The final battle with Ganon felt appropriately epic. The game made good, limited use of the Wii’s motion controls, using them only in specific situations or when it felt appropriate (unlike Skyward Sword, which was determined to use them for every last damn thing whether it worked or not) and the high point of that was actually going up against Ganon in combat. As in Ocarina, the fight had several stages, though in that game, you start out against Mostly Human Ganondorf and progress to Massive Pig Wrestler Ganon. Here, you start out against his puppet, Possessed Zelda, then face off against the brute force of his pig incarnation, and end up at twilight on Hyrule Field for a swordfight. It centres the swordplay aspect - in focusing on Link and Ganon as swordsmen, it has a pleasing thematic purity that makes the end all the more satisfying.


One area where the Zelda games often feel less satisfying is their endings. We rarely get anything compelling, post-victory, to reward us for our efforts - we've spent an entire game saving Hyrule (or Clock Town, or somewhere else on the DS I suppose), and I always feel it would be nice to see the benefits afterward, maybe get a chance to explore the place and play the subgames and finish off any incomplete side-quests, and have the villagers say "Hey, Link! Well done for saving Hyrule, but my chickens have escaped again". At best, though, we get little shots of the NPCs as the credits roll.
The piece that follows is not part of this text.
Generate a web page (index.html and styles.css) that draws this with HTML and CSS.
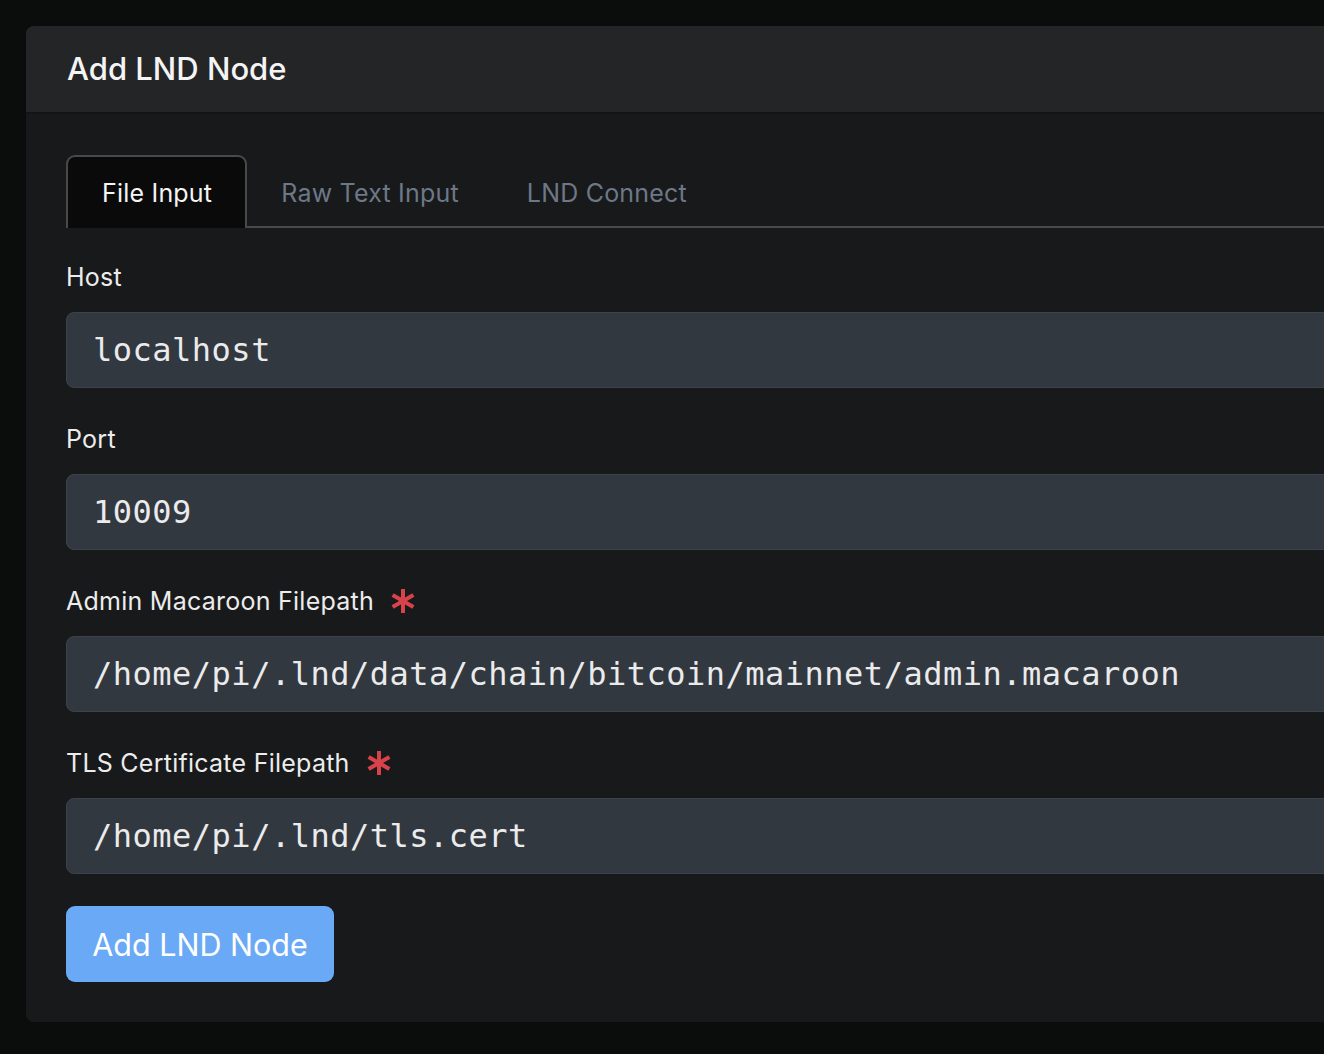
FILE: index.html
```html
<!DOCTYPE html>
<html lang="en">
<head>
<meta charset="utf-8">
<title>Add LND Node</title>
<link rel="stylesheet" href="styles.css">
</head>
<body>
<div class="page">
  <div class="card">
    <div class="card-header">
      <h1 class="card-title">Add LND Node</h1>
    </div>
    <div class="card-body">
      <div class="tabs">
        <div class="tab tab-active">File Input</div>
        <div class="tab">Raw Text Input</div>
        <div class="tab">LND Connect</div>
      </div>
      <form class="form">
        <div class="group">
          <label class="label">Host</label>
          <div class="input">localhost</div>
        </div>
        <div class="group">
          <label class="label">Port</label>
          <div class="input">10009</div>
        </div>
        <div class="group">
          <label class="label">Admin Macaroon Filepath
            <svg class="req" viewBox="0 0 26 26" width="26" height="26"><g stroke="#d8434b" stroke-width="4"><line x1="13" y1="1" x2="13" y2="25"/><line x1="2.6" y1="7" x2="23.4" y2="19"/><line x1="2.6" y1="19" x2="23.4" y2="7"/></g></svg>
          </label>
          <div class="input">/home/pi/.lnd/data/chain/bitcoin/mainnet/admin.macaroon</div>
        </div>
        <div class="group">
          <label class="label">TLS Certificate Filepath
            <svg class="req" viewBox="0 0 26 26" width="26" height="26"><g stroke="#d8434b" stroke-width="4"><line x1="13" y1="1" x2="13" y2="25"/><line x1="2.6" y1="7" x2="23.4" y2="19"/><line x1="2.6" y1="19" x2="23.4" y2="7"/></g></svg>
          </label>
          <div class="input">/home/pi/.lnd/tls.cert</div>
        </div>
        <div class="actions">
          <button type="button" class="btn">Add LND Node</button>
        </div>
      </form>
    </div>
  </div>
</div>
</body>
</html>
```
FILE: styles.css
```css
html, body {
  margin: 0;
  padding: 0;
  background: #0b0c0c;
  overflow: hidden;
}
body {
  font-family: Inter, "Noto Sans", "Liberation Sans", sans-serif;
  color: #ececec;
}
.page {
  padding: 26px 0 0 26px;
}
.card {
  width: 1400px;
  background: #18191b;
  border-radius: 8px;
  overflow: hidden;
}
.card-header {
  height: 86px;
  padding: 0 41px;
  background: #242527;
  border-bottom: 2px solid #131416;
  display: flex;
  align-items: center;
}
.card-title {
  margin: 0;
  font-size: 31px;
  font-weight: 500;
  color: #f4f4f4;
  transform: translateY(-1px);
}
.card-body {
  padding: 41px 40px 40px;
}
.tabs {
  display: flex;
  height: 73px;
  border-bottom: 2px solid #48494b;
  box-sizing: border-box;
}
.tab {
  display: flex;
  align-items: center;
  padding: 0 32px;
  font-size: 25px;
  letter-spacing: 0.2px;
  color: #6d7886;
  border: 2px solid transparent;
  border-bottom: none;
  margin-bottom: -2px;
  height: 73px;
  box-sizing: border-box;
}
.tab-active {
  background: #0a0a0a;
  color: #f4f4f4;
  border-color: #48494b;
  border-radius: 9px 9px 0 0;
  padding: 0 33px 0 34px;
}
.form {
  margin: 0;
}
.group {
  margin-top: 33px;
}
.group:first-child {
  margin-top: 31px;
}
.label {
  display: flex;
  align-items: center;
  height: 36px;
  font-size: 25px;
  letter-spacing: 0.25px;
  color: #ececec;
  margin-bottom: 17px;
}
.req {
  margin-left: 16px;
}
.input {
  height: 76px;
  box-sizing: border-box;
  background: #323840;
  border: 1px solid #3c434c;
  border-radius: 8px;
  padding-left: 26px;
  display: flex;
  align-items: center;
  font-family: "DejaVu Sans Mono", "Liberation Mono", monospace;
  font-size: 32px;
  letter-spacing: 0.5px;
  color: #ebebeb;
}
.actions {
  margin-top: 32px;
}
.btn {
  height: 76px;
  width: 268px;
  border: none;
  border-radius: 9px;
  background: #6aa9f5;
  color: #ffffff;
  font-family: Inter, "Noto Sans", "Liberation Sans", sans-serif;
  font-size: 30.5px;
  font-weight: 400;
  padding: 0;
}
```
Twilight Princess has one of the better endings: Zelda and Link talk to Midna, now revealed as The Twilight Princess, in front of the mirror of Twilight, and it seems like there's going to be a new age of peace and friendship between Hyrule and the Twilight Realm. And then Midna shatters the mirror, thereby sealing the two worlds away from each other forever. She knows that the possibility of contact will always present a threat to her world, so she removes the possibility. It's a melancholy ending, and it's nice that Twilight Princess actually does try to have a story with some emotional resonance.


In short: this is as close to a perfect Zelda game as they get.